━━━ DATA BLOCK ━━━

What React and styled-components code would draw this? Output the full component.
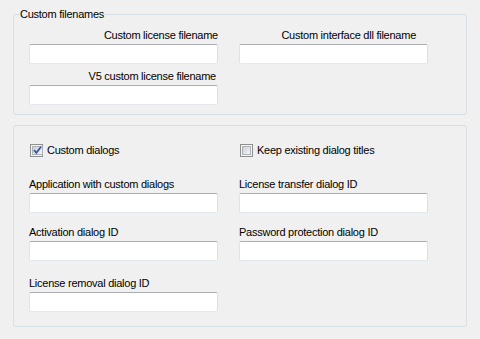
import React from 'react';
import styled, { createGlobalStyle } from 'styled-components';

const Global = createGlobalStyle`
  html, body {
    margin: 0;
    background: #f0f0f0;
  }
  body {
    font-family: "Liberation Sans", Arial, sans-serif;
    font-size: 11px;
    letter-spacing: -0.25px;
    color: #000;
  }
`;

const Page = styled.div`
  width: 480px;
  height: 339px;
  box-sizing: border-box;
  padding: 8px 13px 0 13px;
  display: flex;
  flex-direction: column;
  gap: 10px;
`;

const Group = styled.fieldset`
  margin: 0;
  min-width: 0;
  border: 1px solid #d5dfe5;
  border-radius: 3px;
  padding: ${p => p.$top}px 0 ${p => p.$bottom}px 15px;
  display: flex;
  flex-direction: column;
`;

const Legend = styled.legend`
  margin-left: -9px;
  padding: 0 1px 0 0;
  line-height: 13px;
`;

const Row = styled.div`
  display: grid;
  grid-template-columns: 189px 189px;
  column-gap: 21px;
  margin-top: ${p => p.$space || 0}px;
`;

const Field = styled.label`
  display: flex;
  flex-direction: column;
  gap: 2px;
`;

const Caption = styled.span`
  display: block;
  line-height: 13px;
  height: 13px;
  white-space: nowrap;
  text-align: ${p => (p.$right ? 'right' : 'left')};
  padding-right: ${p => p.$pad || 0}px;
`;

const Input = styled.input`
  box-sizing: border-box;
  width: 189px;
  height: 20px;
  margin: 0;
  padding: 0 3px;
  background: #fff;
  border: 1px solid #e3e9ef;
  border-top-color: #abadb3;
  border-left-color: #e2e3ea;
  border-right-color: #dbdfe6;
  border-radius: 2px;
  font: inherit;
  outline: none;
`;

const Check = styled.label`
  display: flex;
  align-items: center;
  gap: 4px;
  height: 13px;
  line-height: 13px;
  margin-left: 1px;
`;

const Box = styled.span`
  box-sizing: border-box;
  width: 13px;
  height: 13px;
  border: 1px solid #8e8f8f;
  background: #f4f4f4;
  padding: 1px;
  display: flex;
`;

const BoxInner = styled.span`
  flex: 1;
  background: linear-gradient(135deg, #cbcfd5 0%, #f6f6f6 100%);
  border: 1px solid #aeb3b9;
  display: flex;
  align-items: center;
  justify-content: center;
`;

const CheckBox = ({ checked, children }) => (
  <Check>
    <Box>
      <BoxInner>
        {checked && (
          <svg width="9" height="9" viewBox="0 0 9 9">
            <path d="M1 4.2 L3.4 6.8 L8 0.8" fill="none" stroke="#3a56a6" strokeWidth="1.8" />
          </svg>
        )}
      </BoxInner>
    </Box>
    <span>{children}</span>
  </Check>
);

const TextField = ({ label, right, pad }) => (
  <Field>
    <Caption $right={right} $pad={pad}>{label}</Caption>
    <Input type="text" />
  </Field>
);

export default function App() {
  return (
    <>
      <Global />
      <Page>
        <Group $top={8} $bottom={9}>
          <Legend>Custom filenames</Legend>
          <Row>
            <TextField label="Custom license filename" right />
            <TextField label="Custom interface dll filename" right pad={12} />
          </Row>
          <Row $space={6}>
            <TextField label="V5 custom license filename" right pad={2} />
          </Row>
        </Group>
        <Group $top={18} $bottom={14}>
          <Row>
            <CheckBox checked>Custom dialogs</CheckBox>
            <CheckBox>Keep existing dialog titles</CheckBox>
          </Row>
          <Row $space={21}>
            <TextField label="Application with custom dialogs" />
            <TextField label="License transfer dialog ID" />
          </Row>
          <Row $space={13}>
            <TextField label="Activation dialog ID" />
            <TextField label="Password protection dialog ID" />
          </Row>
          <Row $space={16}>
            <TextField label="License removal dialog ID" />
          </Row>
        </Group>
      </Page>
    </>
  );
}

━━━

**INSTRUCTIONS TO FOLLOW**
Write the material out again exactly as it appears, dropping the pictures.

**RESULT OF THE EXERCISE**
What React and styled-components code would draw this? Output the full component.
import React from 'react';
import styled, { createGlobalStyle } from 'styled-components';

const Global = createGlobalStyle`
  html, body {
    margin: 0;
    background: #f0f0f0;
  }
  body {
    font-family: "Liberation Sans", Arial, sans-serif;
    font-size: 11px;
    letter-spacing: -0.25px;
    color: #000;
  }
`;

const Page = styled.div`
  width: 480px;
  height: 339px;
  box-sizing: border-box;
  padding: 8px 13px 0 13px;
  display: flex;
  flex-direction: column;
  gap: 10px;
`;

const Group = styled.fieldset`
  margin: 0;
  min-width: 0;
  border: 1px solid #d5dfe5;
  border-radius: 3px;
  padding: ${p => p.$top}px 0 ${p => p.$bottom}px 15px;
  display: flex;
  flex-direction: column;
`;

const Legend = styled.legend`
  margin-left: -9px;
  padding: 0 1px 0 0;
  line-height: 13px;
`;

const Row = styled.div`
  display: grid;
  grid-template-columns: 189px 189px;
  column-gap: 21px;
  margin-top: ${p => p.$space || 0}px;
`;

const Field = styled.label`
  display: flex;
  flex-direction: column;
  gap: 2px;
`;

const Caption = styled.span`
  display: block;
  line-height: 13px;
  height: 13px;
  white-space: nowrap;
  text-align: ${p => (p.$right ? 'right' : 'left')};
  padding-right: ${p => p.$pad || 0}px;
`;

const Input = styled.input`
  box-sizing: border-box;
  width: 189px;
  height: 20px;
  margin: 0;
  padding: 0 3px;
  background: #fff;
  border: 1px solid #e3e9ef;
  border-top-color: #abadb3;
  border-left-color: #e2e3ea;
  border-right-color: #dbdfe6;
  border-radius: 2px;
  font: inherit;
  outline: none;
`;

const Check = styled.label`
  display: flex;
  align-items: center;
  gap: 4px;
  height: 13px;
  line-height: 13px;
  margin-left: 1px;
`;

const Box = styled.span`
  box-sizing: border-box;
  width: 13px;
  height: 13px;
  border: 1px solid #8e8f8f;
  background: #f4f4f4;
  padding: 1px;
  display: flex;
`;

const BoxInner = styled.span`
  flex: 1;
  background: linear-gradient(135deg, #cbcfd5 0%, #f6f6f6 100%);
  border: 1px solid #aeb3b9;
  display: flex;
  align-items: center;
  justify-content: center;
`;

const CheckBox = ({ checked, children }) => (
  <Check>
    <Box>
      <BoxInner>
        {checked && (
          <svg width="9" height="9" viewBox="0 0 9 9">
            <path d="M1 4.2 L3.4 6.8 L8 0.8" fill="none" stroke="#3a56a6" strokeWidth="1.8" />
          </svg>
        )}
      </BoxInner>
    </Box>
    <span>{children}</span>
  </Check>
);

const TextField = ({ label, right, pad }) => (
  <Field>
    <Caption $right={right} $pad={pad}>{label}</Caption>
    <Input type="text" />
  </Field>
);

export default function App() {
  return (
    <>
      <Global />
      <Page>
        <Group $top={8} $bottom={9}>
          <Legend>Custom filenames</Legend>
          <Row>
            <TextField label="Custom license filename" right />
            <TextField label="Custom interface dll filename" right pad={12} />
          </Row>
          <Row $space={6}>
            <TextField label="V5 custom license filename" right pad={2} />
          </Row>
        </Group>
        <Group $top={18} $bottom={14}>
          <Row>
            <CheckBox checked>Custom dialogs</CheckBox>
            <CheckBox>Keep existing dialog titles</CheckBox>
          </Row>
          <Row $space={21}>
            <TextField label="Application with custom dialogs" />
            <TextField label="License transfer dialog ID" />
          </Row>
          <Row $space={13}>
            <TextField label="Activation dialog ID" />
            <TextField label="Password protection dialog ID" />
          </Row>
          <Row $space={16}>
            <TextField label="License removal dialog ID" />
          </Row>
        </Group>
      </Page>
    </>
  );
}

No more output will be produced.